Tiramos o essencial do jipaço para o quarto e depois de vestir o fato de banho... Imaginem que o Motel tinha piscina e que esta estava aberta até às 10h da noite. Mergulhámos! A água estava aquecida, depois de alguns dias ao sol do deserto. O ar estava insuportávelmente quente. Mas eu tremia de frio na água e fora dela... A caminhada tinha batido bem! Acho que ficámos na piscina até que o corpo se habituou de novo à temperatura dele. Uma meia hora ou coisa parecida!

Tomámos banho e fomos jantar! Finalmente relaxados e calmos, depois da aventura da manhã que se estendeu a parte da tarde e que nos abalou por pelo menos mais um dia ou dois.

Fomos ao único restaurante aberto em 29 Palms. Pelo menos o único que podia orgulhar-se de poder usar esse título, porque de resto ainda havia o KFC e MacDonalds, pelo que percebemos pela pequena volta que démos pela cidade (ou vila).

De seu nome How How era por sinal o restaurante mais perto do motel e era chinês, o que servia perfeitamente, desde que houvesse bebidas frescas. Bebemos mais liquidos do que comemos sólidos. Para além da água gelada (gratuita) ainda bebemos duas coca-colas cada um.

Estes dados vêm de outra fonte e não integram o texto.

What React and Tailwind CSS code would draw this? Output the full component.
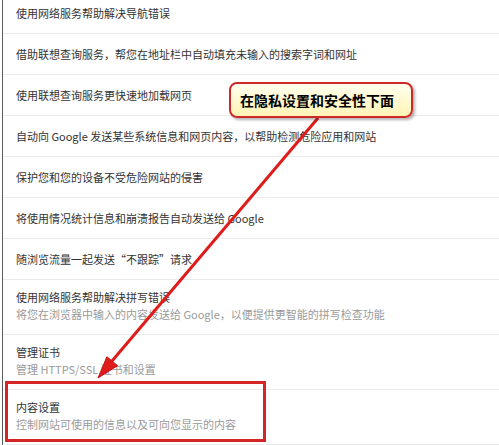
import React from 'react';

const rows = [
  { title: '使用网络服务帮助解决导航错误' },
  { title: '借助联想查询服务，帮您在地址栏中自动填充未输入的搜索字词和网址' },
  { title: '使用联想查询服务更快速地加载网页' },
  { title: '自动向 Google 发送某些系统信息和网页内容，以帮助检测危险应用和网站' },
  { title: '保护您和您的设备不受危险网站的侵害' },
  { title: '将使用情况统计信息和崩溃报告自动发送给 Google' },
  { title: '随浏览流量一起发送“不跟踪”请求' },
  { title: '使用网络服务帮助解决拼写错误', sub: '将您在浏览器中输入的内容发送给 Google，以便提供更智能的拼写检查功能' },
  { title: '管理证书', sub: '管理 HTTPS/SSL 证书和设置' },
  { title: '内容设置', sub: '控制网站可使用的信息以及可向您显示的内容' },
];

const Row = ({ title, sub }) => {
  if (sub) {
    return (
      <div className="h-[55px] border-b border-[#ebebeb] pl-[13px] pt-[9px] leading-[17px]">
        <div className="text-[#333]">{title}</div>
        <div className="text-[#9a9a9a]">{sub}</div>
      </div>
    );
  }
  return (
    <div className="h-[41px] border-b border-[#ebebeb] pl-[13px] flex items-center text-[#333]">
      {title}
    </div>
  );
};

export default function App() {
  return (
    <div
      className="relative w-[499px] h-[445px] overflow-hidden bg-white text-[11px]"
      style={{ fontFamily: '"Noto Sans CJK SC", "Noto Sans", sans-serif' }}
    >
      {/* settings list */}
      <div className="ml-[2px] -mt-[7px] border-l border-[#5a5a5a]">
        {rows.map((r, i) => (
          <Row key={i} {...r} />
        ))}
      </div>

      {/* highlight box */}
      <div className="absolute left-[5px] top-[381px] w-[261px] h-[61px] border-[3px] border-[#d42626]" />

      {/* arrow */}
      <svg className="absolute left-0 top-0" width="499" height="445" viewBox="0 0 499 445">
        <line x1="318" y1="118" x2="112" y2="361" stroke="#e01b1b" strokeWidth="3" />
        <polygon points="98,378 117.5,365.7 106.9,356.7" fill="#e01b1b" stroke="#c01010" strokeWidth="1" />
      </svg>

      {/* callout */}
      <div className="absolute left-[229px] top-[82px] w-[184px] h-[36px] rounded-[8px] border-2 border-[#cc2a2a] bg-gradient-to-b from-[#ffffee] to-[#fff4b5] shadow-[2px_2px_3px_rgba(0,0,0,0.3)] flex items-center pl-[9px]">
        <span className="text-[14px] font-bold text-black tracking-[0px]">在隐私设置和安全性下面</span>
      </div>
    </div>
  );
}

A única mesa ocupada para além da nossa estava rodeada de Marines, um deles por sinal de origem asiática. Isto porque em 29 palms existe um Marine Corps Air Ground Combat Center, que suponho que é a única razão pela qual a cidade é tão grande ou existe ali no meio do deserto, porque em termos turisticos não tem nada. E em termos de recursos... Bem! Só se fosse na extracção da areia...

Na próxima crónica conto mais acerca desta base dos Marines e do nosso maravilhoso quarto de motel. Mas por agora... Fomos dormir!